Cache expiry: Setting an appropriate cache expiry to balance request frequency and data staleness.
CDN fallback: Clients should have a way to fall back if there’s a temporary outage.
Invalidation: Use APIs or object versioning to invalidate cache.

Stateless Web Tier #

To scale our web tier, we need to make it stateless by storing session data in persistent storage (relational database or NoSQL).

Stateful Architecture #

Stateful servers remember client data across different requests, making them less flexible.

stateful-servers

Stateless Architecture #

Stateless servers don’t store user data, allowing HTTP requests to be served by any server.

stateless-architecture

Data Centers #

Clients are geo-routed to the nearest data center based on their IP address.

data-centers

In the event of an outage, traffic is rerouted to a healthy data center.

data-center-failover

Message Queues #

Message queues enable asynchronous communication and decouple producers from consumers.

message-queue

Example use-case: Photo processing tasks.

photo-processing-queue

Logging, Metrics, and Automation #

As the web application grows, monitoring tooling becomes essential.
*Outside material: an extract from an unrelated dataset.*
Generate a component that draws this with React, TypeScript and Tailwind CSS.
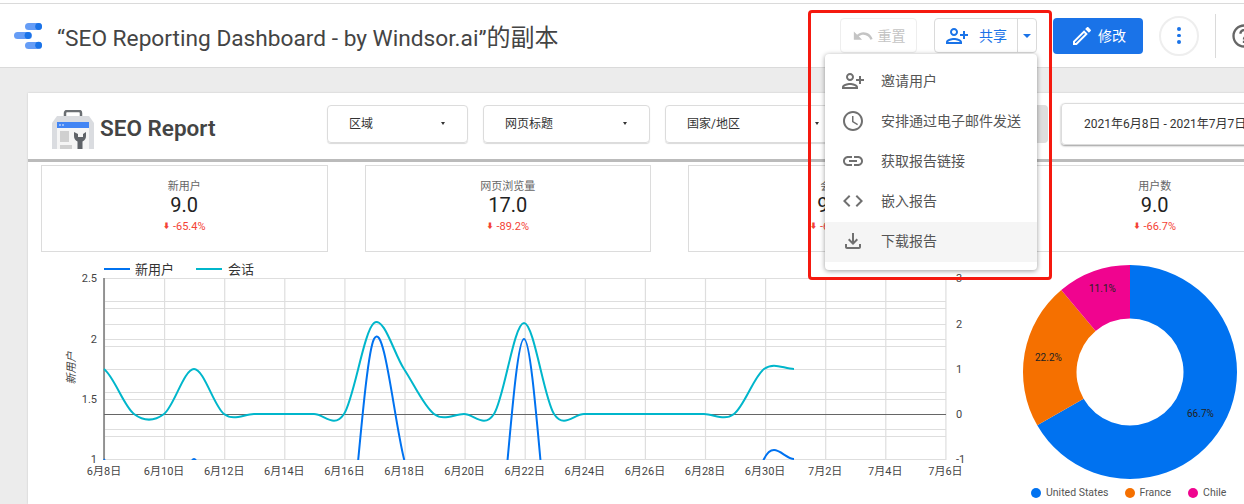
import type { ReactNode } from 'react'

const PERSON_ADD =
  'M15 12c2.21 0 4-1.79 4-4s-1.79-4-4-4-4 1.79-4 4 1.79 4 4 4zm0-6c1.1 0 2 .9 2 2s-.9 2-2 2-2-.9-2-2 .9-2 2-2zm0 8c-2.67 0-8 1.34-8 4v2h16v-2c0-2.66-5.33-4-8-4zm-6 4c.22-.72 3.31-2 6-2 2.7 0 5.8 1.29 6 2H9zm-3-3v-3h3v-2H6V7H4v3H1v2h3v3h2z'

const MENU_ITEMS = [
  {
    label: '邀请用户',
    flip: true,
    d: PERSON_ADD
  },
  {
    label: '安排通过电子邮件发送',
    d: 'M11.99 2C6.47 2 2 6.48 2 12s4.47 10 9.99 10C17.52 22 22 17.52 22 12S17.52 2 11.99 2zM12 20c-4.42 0-8-3.58-8-8s3.58-8 8-8 8 3.58 8 8-3.58 8-8 8zm.5-13H11v6l5.25 3.15.75-1.23-4.5-2.67z'
  },
  {
    label: '获取报告链接',
    d: 'M3.9 12c0-1.71 1.39-3.1 3.1-3.1h4V7H7c-2.76 0-5 2.24-5 5s2.24 5 5 5h4v-1.9H7c-1.71 0-3.1-1.39-3.1-3.1zM8 13h8v-2H8v2zm9-6h-4v1.9h4c1.71 0 3.1 1.39 3.1 3.1s-1.39 3.1-3.1 3.1h-4V17h4c2.76 0 5-2.24 5-5s-2.24-5-5-5z'
  },
  {
    label: '嵌入报告',
    d: 'M9.4 16.6L4.8 12l4.6-4.6L8 6l-6 6 6 6 1.4-1.4zm5.2 0l4.6-4.6-4.6-4.6L16 6l6 6-6 6-1.4-1.4z'
  },
  {
    label: '下载报告',
    active: true,
    d: 'M18 15v3H6v-3H4v3c0 1.1.9 2 2 2h12c1.1 0 2-.9 2-2v-3h-2zm-1-4l-1.41-1.41L13 12.17V4h-2v8.17L8.41 9.59 7 11l5 5 5-5z'
  }
]

const KPIS = [
  { label: '新用户', value: '9.0', delta: '-65.4%' },
  { label: '网页浏览量', value: '17.0', delta: '-89.2%' },
  { label: '会话', value: '9.0', delta: '-66.7%' },
  { label: '用户数', value: '9.0', delta: '-66.7%' }
]

// daily values as pixel y, read off the reference
const SESSIONS = [
  369, 414, 414, 369, 414, 414, 414, 414, 414, 323, 369, 414, 414, 414, 323,
  414, 414, 414, 414, 414, 414, 414, 369, 369
]
const NEW_USERS = [
  459, 579, 579, 459, 579, 579, 579, 579, 579, 339, 459, 579, 579, 579, 339,
  579, 579, 579, 579, 579, 579, 579, 459, 459
]

const H_LINES = [301.5, 308.5, 324.5, 339.5, 346.5, 369.5, 392.5, 399.5, 429.5, 436.5]
const X_LABELS = [
  '6月8日', '6月10日', '6月12日', '6月14日', '6月16日', '6月18日', '6月20日', '6月22日',
  '6月24日', '6月26日', '6月28日', '6月30日', '7月2日', '7月4日', '7月6日'
]
const LEFT_LABELS = [
  ['2.5', 278],
  ['2', 339],
  ['1.5', 399],
  ['1', 459]
] as const
const RIGHT_LABELS = [
  ['3', 278],
  ['2', 324],
  ['1', 369],
  ['0', 414],
  ['-1', 459]
] as const

function spline(ys: number[]) {
  const x = (i: number) => 104 + i * 30
  let d = `M${x(0)} ${ys[0]}`
  for (let i = 0; i < ys.length - 1; i++) {
    const p0 = ys[Math.max(i - 1, 0)]
    const p1 = ys[i]
    const p2 = ys[i + 1]
    const p3 = ys[Math.min(i + 2, ys.length - 1)]
    d += `C${x(i) + 10} ${p1 + (p2 - p0) / 6} ${x(i + 1) - 10} ${p2 - (p3 - p1) / 6} ${x(i + 1)} ${p2}`
  }
  return d
}

function arc(from: number, to: number) {
  const [cx, cy, R, r] = [1130, 372, 107, 53.5]
  const pt = (rad: number, t: number) => {
    const a = t * 2 * Math.PI
    return `${cx + rad * Math.sin(a)} ${cy - rad * Math.cos(a)}`
  }
  const large = to - from > 0.5 ? 1 : 0
  return `M${pt(R, from)}A${R} ${R} 0 ${large} 1 ${pt(R, to)}L${pt(r, to)}A${r} ${r} 0 ${large} 0 ${pt(r, from)}Z`
}

function Icon({ d, className }: { d: string; className?: string }) {
  return (
    <svg viewBox="0 0 24 24" className={className} fill="currentColor">
      <path d={d} />
    </svg>
  )
}

function Filter({ className, children }: { className: string; children?: ReactNode }) {
  return (
    <div
      className={`flex h-[38px] shrink-0 items-center justify-between rounded border border-[#dcdcdc] pl-[21px] pr-[22px] text-xs text-[#333] shadow-[0_1px_1px_rgba(0,0,0,0.15)] ${className}`}
    >
      <span>{children}</span>
      <span className="h-0 w-0 border-x-[2.5px] border-t-[3px] border-x-transparent border-t-[#333]" />
    </div>
  )
}

function LineChart() {
  return (
    <svg viewBox="28 252 972 252" className="h-[252px] w-[972px] shrink-0">
      <defs>
        <clipPath id="plot">
          <rect x="100" y="278" width="846" height="182" />
        </clipPath>
      </defs>
      <line x1="104" x2="130" y1="269" y2="269" stroke="#0072f0" strokeWidth="2" />
      <text x="135" y="273.5" fontSize="13" fill="#333">新用户</text>
      <line x1="196" x2="222" y1="269" y2="269" stroke="#00b6cb" strokeWidth="2" />
      <text x="228" y="273.5" fontSize="13" fill="#333">会话</text>

      <g stroke="#dedede" strokeWidth="1.2">
        <line x1="104" x2="946" y1="278.5" y2="278.5" />
        <line x1="104" x2="946" y1="459.5" y2="459.5" />
        {H_LINES.map((y) => (
          <line key={y} x1="104" x2="946" y1={y} y2={y} />
        ))}
        {X_LABELS.map((_, i) => (
          <line key={i} x1={104.5 + i * 60.1} x2={104.5 + i * 60.1} y1="278" y2="460" />
        ))}
      </g>
      <line x1="104" x2="104" y1="278" y2="460" stroke="#777" strokeWidth="1.5" />
      <line x1="104" x2="946" y1="414.5" y2="414.5" stroke="#666" />

      <g clipPath="url(#plot)" fill="none" strokeWidth="2">
        <path d={spline(NEW_USERS)} stroke="#0072f0" />
        <path d={spline(SESSIONS)} stroke="#00b6cb" />
      </g>

      <g fontSize="11" fill="#444">
        {LEFT_LABELS.map(([t, y]) => (
          <text key={t} x="97" y={y + 4} textAnchor="end">{t}</text>
        ))}
        {RIGHT_LABELS.map(([t, y]) => (
          <text key={t} x="956" y={y + 4}>{t}</text>
        ))}
        {X_LABELS.map((t, i) => (
          <text key={t} x={104 + i * 60.1} y="475" textAnchor="middle">{t}</text>
        ))}
        <text
          transform="translate(75 368) rotate(-90)"
          textAnchor="middle"
          fontStyle="italic"
        >
          新用户
        </text>
      </g>
    </svg>
  )
}

function Donut() {
  return (
    <div className="flex w-[244px] shrink-0 flex-col">
      <svg viewBox="1000 252 244 232" className="h-[232px] w-[244px]">
        <path d={arc(0, 0.667)} fill="#0072f0" />
        <path d={arc(0.667, 0.889)} fill="#f57000" />
        <path d={arc(0.889, 1)} fill="#f0048f" />
        <g fontSize="10" fill="#222">
          <text x="1187" y="417">66.7%</text>
          <text x="1035" y="361">22.2%</text>
          <text x="1089" y="292">11.1%</text>
        </g>
      </svg>
      <div className="flex items-center pl-[31px] pt-px text-[10.5px] text-[#555]">
        <span className="mr-[5px] h-2.5 w-2.5 rounded-full bg-[#0072f0]" />
        <span className="mr-[16px]">United States</span>
        <span className="mr-[5px] h-2.5 w-2.5 rounded-full bg-[#f57000]" />
        <span className="mr-[17px]">France</span>
        <span className="mr-[5px] h-2.5 w-2.5 rounded-full bg-[#f0048f]" />
        <span>Chile</span>
      </div>
    </div>
  )
}

export default function App() {
  return (
    <div className="relative flex h-[504px] w-[1244px] flex-col overflow-hidden bg-white font-['Roboto','Noto_Sans_CJK_SC',sans-serif]">
      <header className="mt-[3px] flex h-[65px] shrink-0 items-center border-y border-[#dadada]">
        <svg viewBox="14 22 29 27" className="ml-[14px] h-[27px] w-[29px] shrink-0">
          <rect x="25" y="23" width="17" height="7" rx="3.5" fill="#669df6" />
          <circle cx="38.6" cy="26.5" r="3.4" fill="#1a73e8" />
          <rect x="14" y="32" width="18" height="7" rx="3.5" fill="#669df6" />
          <circle cx="28" cy="35.5" r="3.4" fill="#1a73e8" />
          <rect x="25" y="42" width="17" height="7" rx="3.5" fill="#669df6" />
          <circle cx="38.6" cy="45.2" r="3.4" fill="#1a73e8" />
        </svg>
        <div className="ml-[14px] mt-[8px] w-[783px] shrink-0 text-[22.7px] text-[#444]">
          “SEO Reporting Dashboard - by Windsor.ai”<span className="text-2xl">的副本</span>
        </div>
        <div className="flex h-[35px] w-[77px] shrink-0 items-center justify-center gap-[4px] rounded border border-[#eee] text-sm text-[#c4c4c4]">
          <Icon
            className="h-[22px] w-[22px]"
            d="M12.5 8c-2.65 0-5.05.99-6.9 2.6L2 7v9h9l-3.62-3.62c1.39-1.16 3.16-1.88 5.12-1.88 3.54 0 6.55 2.31 7.6 5.5l2.37-.78C21.08 11.03 17.15 8 12.5 8z"
          />
          重置
        </div>
        <div className="ml-[17px] flex h-[35px] w-[103px] shrink-0 items-center rounded border border-[#dadada] text-sm text-[#1a73e8]">
          <div className="flex flex-1 items-center gap-[10px] pl-[10px]">
            <Icon className="h-6 w-6 -scale-x-100" d={PERSON_ADD} />
            共享
          </div>
          <div className="flex h-full w-[19px] items-center justify-center border-l border-[#dadada]">
            <span className="h-0 w-0 border-x-4 border-t-4 border-x-transparent border-t-[#1a73e8]" />
          </div>
        </div>
        <div className="ml-[16px] flex h-9 w-[90px] shrink-0 items-center justify-center gap-[4px] rounded bg-[#1a73e8] text-sm text-white">
          <Icon
            className="h-6 w-6"
            d="M14.06 9.02l.92.92L5.92 19H5v-.92l9.06-9.06M17.66 3c-.25 0-.51.1-.7.29l-1.83 1.83 3.75 3.75 1.83-1.83c.39-.39.39-1.02 0-1.41l-2.34-2.34c-.2-.2-.45-.29-.71-.29zm-3.6 3.19L3 17.25V21h3.75L17.81 9.94l-3.75-3.75z"
          />
          修改
        </div>
        <div className="ml-[16px] flex h-10 w-10 shrink-0 flex-col items-center justify-center gap-[3px] rounded-full border-2 border-[#eee]">
          <span className="h-[3.5px] w-[3.5px] rounded-full bg-[#1a73e8]" />
          <span className="h-[3.5px] w-[3.5px] rounded-full bg-[#1a73e8]" />
          <span className="h-[3.5px] w-[3.5px] rounded-full bg-[#1a73e8]" />
        </div>
        <div className="ml-[16px] h-[44px] w-px shrink-0 bg-[#dadada]" />
        <Icon
          className="ml-[14px] h-[28px] w-[28px] shrink-0 text-[#666]"
          d="M11 18h2v-2h-2v2zm1-16C6.48 2 2 6.48 2 12s4.48 10 10 10 10-4.48 10-10S17.52 2 12 2zm0 18c-4.41 0-8-3.59-8-8s3.59-8 8-8 8 3.59 8 8-3.59 8-8 8zm0-14c-2.21 0-4 1.79-4 4h2c0-1.1.9-2 2-2s2 .9 2 2c0 2-3 1.75-3 5h2c0-2.25 3-2.5 3-5 0-2.21-1.79-4-4-4z"
        />
      </header>

      <main className="min-h-0 flex-1 bg-[#ececec] pl-7 pt-[25px]">
        <section className="h-full w-[1320px] bg-white shadow-[0_0_2px_rgba(0,0,0,0.15)]">
          <div className="flex h-[69px] items-center border-b-[3px] border-[#bbb] pb-[5px] pl-[24px]">
            <div className="flex w-[275px] shrink-0 items-center gap-[6px] pt-[11px]">
              <svg viewBox="0 0 42 39" className="h-[39px] w-[42px] shrink-0">
                <path d="M13 6V3a2 2 0 0 1 2-2h12a2 2 0 0 1 2 2v3" fill="none" stroke="#6b6f73" strokeWidth="2.5" />
                <path d="M5 6h32l5 7v26H0V13z" fill="#dadce0" />
                <rect x="5" y="12" width="32" height="6" fill="#4285f4" />
                <circle cx="8" cy="15" r="0.8" fill="#fff" />
                <circle cx="11" cy="15" r="0.8" fill="#fff" />
                <rect x="5" y="18" width="32" height="21" fill="#f5f5f5" />
                <rect x="8" y="21" width="9" height="11" fill="#d0d0d0" />
                <rect x="8" y="35" width="12" height="4" fill="#d0d0d0" />
                <path d="M22 22v4a6 6 0 0 0 3.5 5.5V39h5v-7.5A6 6 0 0 0 34 26v-4l-3 2v3h-5v-3z" fill="#5f6368" />
              </svg>
              <span className="text-[22.5px] font-semibold text-[#444]">SEO Report</span>
            </div>
            <Filter className="w-[141px]">区域</Filter>
            <Filter className="ml-[15px] w-[167px]">网页标题</Filter>
            <Filter className="ml-[15px] w-[177px]">国家/地区</Filter>
            <div className="ml-[15px] h-[38px] w-[191px] shrink-0 rounded bg-[#dedede]" />
            <div className="ml-[13px] flex h-[42px] w-[220px] shrink-0 items-center rounded border border-[#dcdcdc] pl-[22px] text-xs text-[#333] shadow-[0_1px_2px_rgba(0,0,0,0.4)]">
              2021年6月8日 - 2021年7月7日
            </div>
          </div>

          <div className="flex gap-[37px] pl-[13px] pt-[3px]">
            {KPIS.map((k) => (
              <div
                key={k.label}
                className="flex h-[87px] w-[286.5px] shrink-0 flex-col items-center border border-[#dcdcdc] pt-[14px]"
              >
                <div className="text-[11px] leading-[13px] text-[#666]">{k.label}</div>
                <div className="text-xl leading-[25px] text-[#222]">{k.value}</div>
                <div className="mt-[2px] flex items-center gap-[3px] text-[11px] leading-[13px] text-[#f44336]">
                  <span className="text-[7px]">⬇</span>
                  {k.delta}
                </div>
              </div>
            ))}
          </div>

          <div className="flex">
            <LineChart />
            <Donut />
          </div>
        </section>
      </main>

      {/* share dropdown, open over the report */}
      <div className="absolute left-[825px] top-[54px] w-[212px] rounded bg-white py-[8px] shadow-[0_1px_5px_rgba(0,0,0,0.4)]">
        {MENU_ITEMS.map((item) => (
          <div
            key={item.label}
            className={`flex h-10 items-center pb-[2px] text-sm text-[#555] ${item.active ? 'bg-[#f5f5f5]' : ''}`}
          >
            <Icon
              className={`ml-[16px] h-6 w-6 shrink-0 text-[#707070] ${item.flip ? '-scale-x-100' : ''}`}
              d={item.d}
            />
            <span className="ml-[16px]">{item.label}</span>
          </div>
        ))}
      </div>

      {/* red annotation box from the screenshot */}
      <div className="absolute left-[808px] top-[10px] h-[270px] w-[244px] rounded-sm border-[3px] border-[#f5190f]" />
    </div>
  )
}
Logging: Error logs can be emitted to a data store.
Metrics: Collect various types of metrics to monitor system health.
Automation: Continuous integration and deployment detect problems early and improve productivity.

Database Scaling #

There are two approaches to database scaling:

Vertical Scaling #

Adding more resources (CPU, RAM, etc.) to your database nodes. This approach has hardware limits and can be expensive.

Horizontal Scaling #

Add more database nodes instead of upgrading a single one. Sharding is a common horizontal scaling technique.

database-sharding

In this setup, data is distributed across shards using a partition key.

user-data-in-shards

Millions of Users and Beyond #

Scaling a system is iterative. Here are key takeaways:

Keep the web tier stateless.
Build redundancy at every layer.
Cache frequently accessed data.
Support multiple data centers.
Host static assets in CDNs.
Scale your data tier via sharding.
Split your big application into multiple services.
Monitor your system & use automation.